◆ **Directive**: Leave out the pictures and restate the rest of the data exactly.
----
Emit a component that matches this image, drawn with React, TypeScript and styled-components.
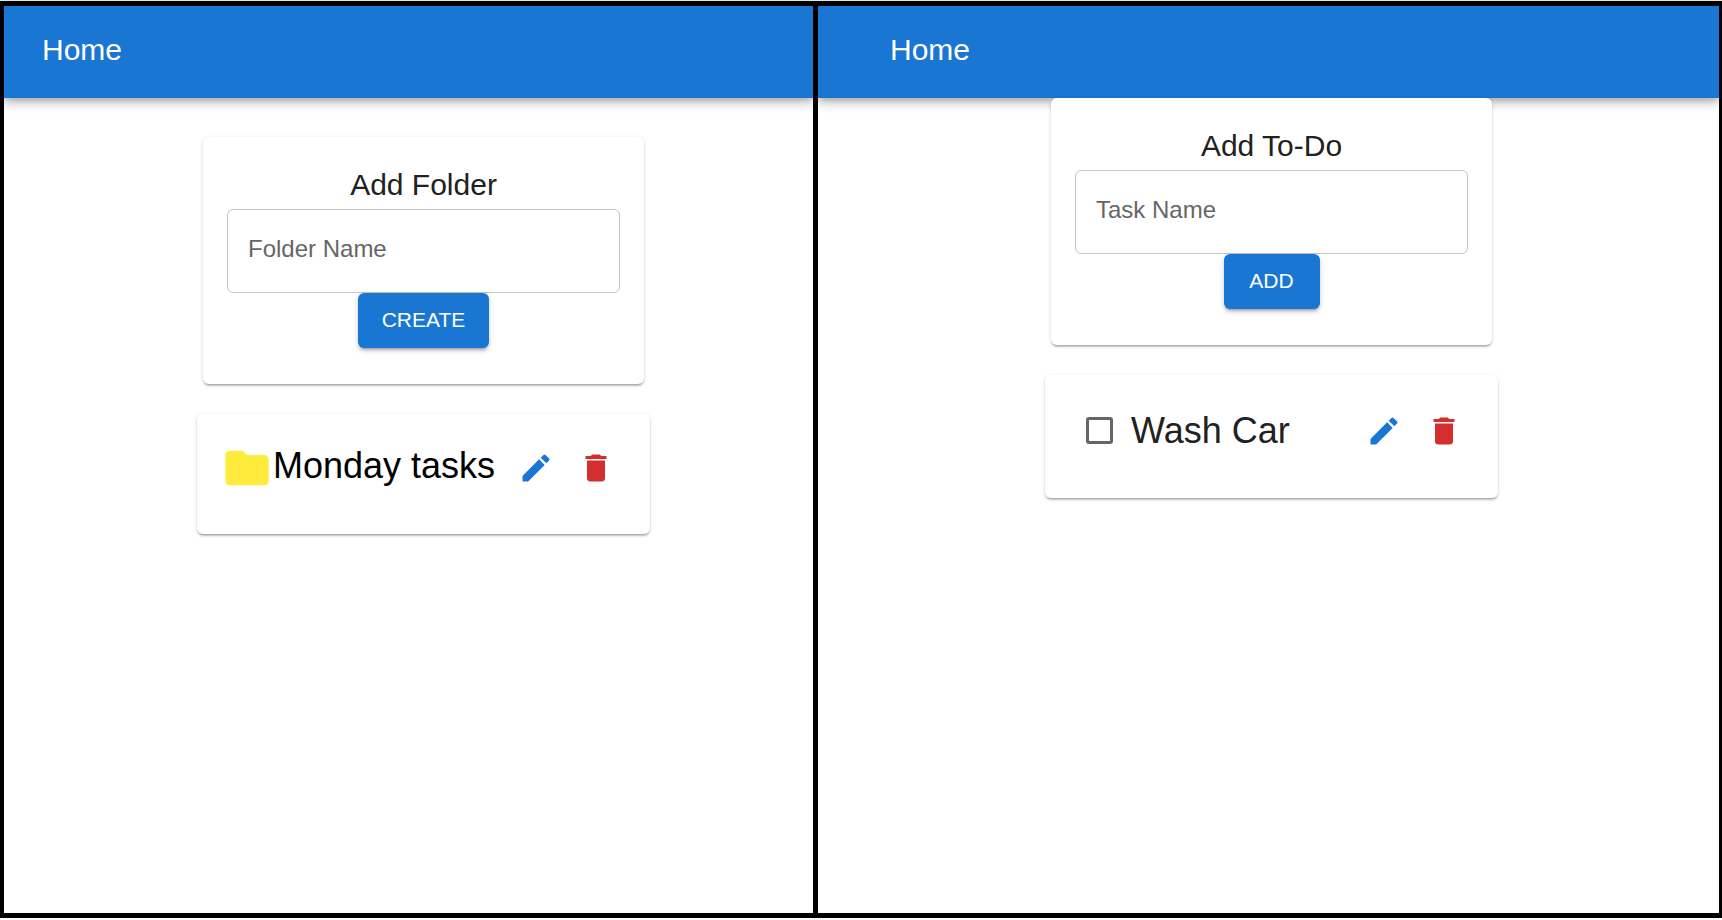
import React, { useId, useState } from "react";
import styled, { createGlobalStyle } from "styled-components";

const GlobalStyle = createGlobalStyle`
  *, *::before, *::after { box-sizing: border-box; }
  body {
    margin: 0;
    background: #fff;
    color: #212121;
    font-family: "Liberation Sans", Arial, sans-serif;
  }
`;

const Page = styled.div`
  min-height: 100vh;
  display: flex;
  flex-direction: column;
  padding-bottom: 2px;
  border-top: 1px solid #dfe6e3;
`;

const Frame = styled.div`
  flex: 1;
  display: grid;
  grid-template-columns: 809fr 901fr;
  gap: 5px;
  padding: 5px 3px 5px 4px;
  background: #000;
`;

const Panel = styled.section`
  min-width: 0;
  overflow: hidden;
  background: #fff;
`;

const AppBar = styled.header<{ $inset: number }>`
  display: flex;
  align-items: center;
  height: 92px;
  padding: 0 36px 4px ${(p) => p.$inset}px;
  background: #1976d2;
  box-shadow: 0 3px 6px -2px rgba(0, 0, 0, 0.2), 0 6px 8px rgba(0, 0, 0, 0.14),
    0 2px 15px rgba(0, 0, 0, 0.12);
`;

const HomeLink = styled.a`
  color: #fff;
  font-size: 30px;
  line-height: 48px;
  text-decoration: none;
`;

const Content = styled.main<{ $top: number; $shift: number }>`
  display: flex;
  flex-direction: column;
  align-items: center;
  gap: 30px;
  padding: ${(p) => p.$top}px 0 36px ${(p) => p.$shift}px;
`;

const Card = styled.div`
  width: 100%;
  padding: 24px 24px 36px;
  border-radius: 6px;
  background: #fff;
  box-shadow: 0 3px 2px -2px rgba(0, 0, 0, 0.2), 0 2px 2px rgba(0, 0, 0, 0.14),
    0 1px 4px rgba(0, 0, 0, 0.12);
`;

const FormCard = styled(Card)`
  max-width: 441px;
`;

const ItemCard = styled(Card)`
  max-width: 453px;
`;

const Form = styled.form`
  display: flex;
  flex-direction: column;
  align-items: center;
`;

const Title = styled.label`
  font-size: 30px;
  line-height: 48px;
`;

const TextField = styled.input`
  width: 100%;
  height: 84px;
  padding: 0 20px 4px;
  border: 1px solid #c4c4c4;
  border-radius: 6px;
  background: transparent;
  color: #212121;
  font-family: inherit;
  font-size: 24px;
  &::placeholder {
    color: #666;
    opacity: 1;
  }
`;

const SubmitButton = styled.button`
  min-width: 96px;
  height: 55px;
  padding: 0 24px 2px;
  border: 0;
  border-radius: 6px;
  background: #1976d2;
  color: #fff;
  font-family: inherit;
  font-size: 21px;
  text-transform: uppercase;
  cursor: pointer;
  box-shadow: 0 4px 2px -3px rgba(0, 0, 0, 0.2), 0 3px 3px rgba(0, 0, 0, 0.14),
    0 2px 7px rgba(0, 0, 0, 0.12);
`;

const ItemRow = styled.div<{ $height: number }>`
  display: flex;
  align-items: center;
  height: ${(p) => p.$height}px;
`;

const FolderLink = styled.a`
  flex: 1;
  display: flex;
  align-items: center;
  height: 100%;
  color: #000;
  font-size: 36px;
  line-height: 54px;
  text-decoration: none;
  white-space: nowrap;
`;

const FolderName = styled.span`
  padding-bottom: 4px;
`;

const TaskLabel = styled.label`
  flex: 1;
  display: flex;
  align-items: center;
  gap: 18px;
  padding-left: 17px;
  font-size: 36px;
  line-height: 54px;
`;

const Checkbox = styled.input`
  appearance: none;
  width: 27px;
  height: 27px;
  margin: 0;
  border: 3px solid #666;
  border-radius: 3px;
  &:checked {
    border-color: #1976d2;
    background: #1976d2;
  }
`;

const IconButton = styled.button<{ $color: string }>`
  display: flex;
  padding: 12px;
  border: 0;
  border-radius: 50%;
  background: none;
  color: ${(p) => p.$color};
  cursor: pointer;
`;

const Icon = styled.svg<{ $size: number }>`
  width: ${(p) => p.$size}px;
  height: ${(p) => p.$size}px;
  flex: none;
  fill: currentColor;
`;

const FolderIcon = styled(Icon)`
  color: #ffeb3b;
`;

function ItemActions({ name }: { name: string }) {
  return (
    <>
      <IconButton type="button" $color="#1976d2" aria-label={`Edit ${name}`}>
        <Icon $size={36} viewBox="0 0 24 24" aria-hidden="true">
          <path d="M3 17.25V21h3.75L17.81 9.94l-3.75-3.75L3 17.25zM20.71 7.04c.39-.39.39-1.02 0-1.41l-2.34-2.34a.9959.9959 0 0 0-1.41 0l-1.83 1.83 3.75 3.75 1.83-1.83z" />
        </Icon>
      </IconButton>
      <IconButton type="button" $color="#d32f2f" aria-label={`Delete ${name}`}>
        <Icon $size={36} viewBox="0 0 24 24" aria-hidden="true">
          <path d="M6 19c0 1.1.9 2 2 2h8c1.1 0 2-.9 2-2V7H6v12zM19 4h-3.5l-1-1h-5l-1 1H5v2h14V4z" />
        </Icon>
      </IconButton>
    </>
  );
}

interface AddFormProps {
  title: string;
  placeholder: string;
  action: string;
}

function AddForm({ title, placeholder, action }: AddFormProps) {
  const id = useId();
  const [value, setValue] = useState("");
  return (
    <FormCard>
      <Form onSubmit={(e) => e.preventDefault()}>
        <Title htmlFor={id}>{title}</Title>
        <TextField
          id={id}
          type="text"
          placeholder={placeholder}
          value={value}
          onChange={(e) => setValue(e.target.value)}
        />
        <SubmitButton type="submit">{action}</SubmitButton>
      </Form>
    </FormCard>
  );
}

export default function App() {
  return (
    <>
      <GlobalStyle />
      <Page>
        <Frame>
          <Panel>
            <AppBar $inset={38}>
              <HomeLink href="#home">Home</HomeLink>
            </AppBar>
            <Content $top={39} $shift={30}>
              <AddForm title="Add Folder" placeholder="Folder Name" action="Create" />
              <ItemCard>
                <ItemRow $height={60}>
                  <FolderLink href="#monday-tasks">
                    <FolderIcon $size={52} viewBox="0 0 24 24" aria-hidden="true">
                      <path d="M10 4H4c-1.1 0-1.99.9-1.99 2L2 18c0 1.1.9 2 2 2h16c1.1 0 2-.9 2-2V8c0-1.1-.9-2-2-2h-8l-2-2z" />
                    </FolderIcon>
                    <FolderName>Monday tasks</FolderName>
                  </FolderLink>
                  <ItemActions name="Monday tasks" />
                </ItemRow>
              </ItemCard>
            </Content>
          </Panel>
          <Panel>
            <AppBar $inset={72}>
              <HomeLink href="#home">Home</HomeLink>
            </AppBar>
            <Content $top={0} $shift={6}>
              <AddForm title="Add To-Do" placeholder="Task Name" action="Add" />
              <ItemCard>
                <ItemRow $height={63}>
                  <TaskLabel>
                    <Checkbox type="checkbox" />
                    Wash Car
                  </TaskLabel>
                  <ItemActions name="Wash Car" />
                </ItemRow>
              </ItemCard>
            </Content>
          </Panel>
        </Frame>
      </Page>
    </>
  );
}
----
◆ **Solution to the problem**:
Emit a component that matches this image, drawn with React, TypeScript and styled-components.
import React, { useId, useState } from "react";
import styled, { createGlobalStyle } from "styled-components";

const GlobalStyle = createGlobalStyle`
  *, *::before, *::after { box-sizing: border-box; }
  body {
    margin: 0;
    background: #fff;
    color: #212121;
    font-family: "Liberation Sans", Arial, sans-serif;
  }
`;

const Page = styled.div`
  min-height: 100vh;
  display: flex;
  flex-direction: column;
  padding-bottom: 2px;
  border-top: 1px solid #dfe6e3;
`;

const Frame = styled.div`
  flex: 1;
  display: grid;
  grid-template-columns: 809fr 901fr;
  gap: 5px;
  padding: 5px 3px 5px 4px;
  background: #000;
`;

const Panel = styled.section`
  min-width: 0;
  overflow: hidden;
  background: #fff;
`;

const AppBar = styled.header<{ $inset: number }>`
  display: flex;
  align-items: center;
  height: 92px;
  padding: 0 36px 4px ${(p) => p.$inset}px;
  background: #1976d2;
  box-shadow: 0 3px 6px -2px rgba(0, 0, 0, 0.2), 0 6px 8px rgba(0, 0, 0, 0.14),
    0 2px 15px rgba(0, 0, 0, 0.12);
`;

const HomeLink = styled.a`
  color: #fff;
  font-size: 30px;
  line-height: 48px;
  text-decoration: none;
`;

const Content = styled.main<{ $top: number; $shift: number }>`
  display: flex;
  flex-direction: column;
  align-items: center;
  gap: 30px;
  padding: ${(p) => p.$top}px 0 36px ${(p) => p.$shift}px;
`;

const Card = styled.div`
  width: 100%;
  padding: 24px 24px 36px;
  border-radius: 6px;
  background: #fff;
  box-shadow: 0 3px 2px -2px rgba(0, 0, 0, 0.2), 0 2px 2px rgba(0, 0, 0, 0.14),
    0 1px 4px rgba(0, 0, 0, 0.12);
`;

const FormCard = styled(Card)`
  max-width: 441px;
`;

const ItemCard = styled(Card)`
  max-width: 453px;
`;

const Form = styled.form`
  display: flex;
  flex-direction: column;
  align-items: center;
`;

const Title = styled.label`
  font-size: 30px;
  line-height: 48px;
`;

const TextField = styled.input`
  width: 100%;
  height: 84px;
  padding: 0 20px 4px;
  border: 1px solid #c4c4c4;
  border-radius: 6px;
  background: transparent;
  color: #212121;
  font-family: inherit;
  font-size: 24px;
  &::placeholder {
    color: #666;
    opacity: 1;
  }
`;

const SubmitButton = styled.button`
  min-width: 96px;
  height: 55px;
  padding: 0 24px 2px;
  border: 0;
  border-radius: 6px;
  background: #1976d2;
  color: #fff;
  font-family: inherit;
  font-size: 21px;
  text-transform: uppercase;
  cursor: pointer;
  box-shadow: 0 4px 2px -3px rgba(0, 0, 0, 0.2), 0 3px 3px rgba(0, 0, 0, 0.14),
    0 2px 7px rgba(0, 0, 0, 0.12);
`;

const ItemRow = styled.div<{ $height: number }>`
  display: flex;
  align-items: center;
  height: ${(p) => p.$height}px;
`;

const FolderLink = styled.a`
  flex: 1;
  display: flex;
  align-items: center;
  height: 100%;
  color: #000;
  font-size: 36px;
  line-height: 54px;
  text-decoration: none;
  white-space: nowrap;
`;

const FolderName = styled.span`
  padding-bottom: 4px;
`;

const TaskLabel = styled.label`
  flex: 1;
  display: flex;
  align-items: center;
  gap: 18px;
  padding-left: 17px;
  font-size: 36px;
  line-height: 54px;
`;

const Checkbox = styled.input`
  appearance: none;
  width: 27px;
  height: 27px;
  margin: 0;
  border: 3px solid #666;
  border-radius: 3px;
  &:checked {
    border-color: #1976d2;
    background: #1976d2;
  }
`;

const IconButton = styled.button<{ $color: string }>`
  display: flex;
  padding: 12px;
  border: 0;
  border-radius: 50%;
  background: none;
  color: ${(p) => p.$color};
  cursor: pointer;
`;

const Icon = styled.svg<{ $size: number }>`
  width: ${(p) => p.$size}px;
  height: ${(p) => p.$size}px;
  flex: none;
  fill: currentColor;
`;

const FolderIcon = styled(Icon)`
  color: #ffeb3b;
`;

function ItemActions({ name }: { name: string }) {
  return (
    <>
      <IconButton type="button" $color="#1976d2" aria-label={`Edit ${name}`}>
        <Icon $size={36} viewBox="0 0 24 24" aria-hidden="true">
          <path d="M3 17.25V21h3.75L17.81 9.94l-3.75-3.75L3 17.25zM20.71 7.04c.39-.39.39-1.02 0-1.41l-2.34-2.34a.9959.9959 0 0 0-1.41 0l-1.83 1.83 3.75 3.75 1.83-1.83z" />
        </Icon>
      </IconButton>
      <IconButton type="button" $color="#d32f2f" aria-label={`Delete ${name}`}>
        <Icon $size={36} viewBox="0 0 24 24" aria-hidden="true">
          <path d="M6 19c0 1.1.9 2 2 2h8c1.1 0 2-.9 2-2V7H6v12zM19 4h-3.5l-1-1h-5l-1 1H5v2h14V4z" />
        </Icon>
      </IconButton>
    </>
  );
}

interface AddFormProps {
  title: string;
  placeholder: string;
  action: string;
}

function AddForm({ title, placeholder, action }: AddFormProps) {
  const id = useId();
  const [value, setValue] = useState("");
  return (
    <FormCard>
      <Form onSubmit={(e) => e.preventDefault()}>
        <Title htmlFor={id}>{title}</Title>
        <TextField
          id={id}
          type="text"
          placeholder={placeholder}
          value={value}
          onChange={(e) => setValue(e.target.value)}
        />
        <SubmitButton type="submit">{action}</SubmitButton>
      </Form>
    </FormCard>
  );
}

export default function App() {
  return (
    <>
      <GlobalStyle />
      <Page>
        <Frame>
          <Panel>
            <AppBar $inset={38}>
              <HomeLink href="#home">Home</HomeLink>
            </AppBar>
            <Content $top={39} $shift={30}>
              <AddForm title="Add Folder" placeholder="Folder Name" action="Create" />
              <ItemCard>
                <ItemRow $height={60}>
                  <FolderLink href="#monday-tasks">
                    <FolderIcon $size={52} viewBox="0 0 24 24" aria-hidden="true">
                      <path d="M10 4H4c-1.1 0-1.99.9-1.99 2L2 18c0 1.1.9 2 2 2h16c1.1 0 2-.9 2-2V8c0-1.1-.9-2-2-2h-8l-2-2z" />
                    </FolderIcon>
                    <FolderName>Monday tasks</FolderName>
                  </FolderLink>
                  <ItemActions name="Monday tasks" />
                </ItemRow>
              </ItemCard>
            </Content>
          </Panel>
          <Panel>
            <AppBar $inset={72}>
              <HomeLink href="#home">Home</HomeLink>
            </AppBar>
            <Content $top={0} $shift={6}>
              <AddForm title="Add To-Do" placeholder="Task Name" action="Add" />
              <ItemCard>
                <ItemRow $height={63}>
                  <TaskLabel>
                    <Checkbox type="checkbox" />
                    Wash Car
                  </TaskLabel>
                  <ItemActions name="Wash Car" />
                </ItemRow>
              </ItemCard>
            </Content>
          </Panel>
        </Frame>
      </Page>
    </>
  );
}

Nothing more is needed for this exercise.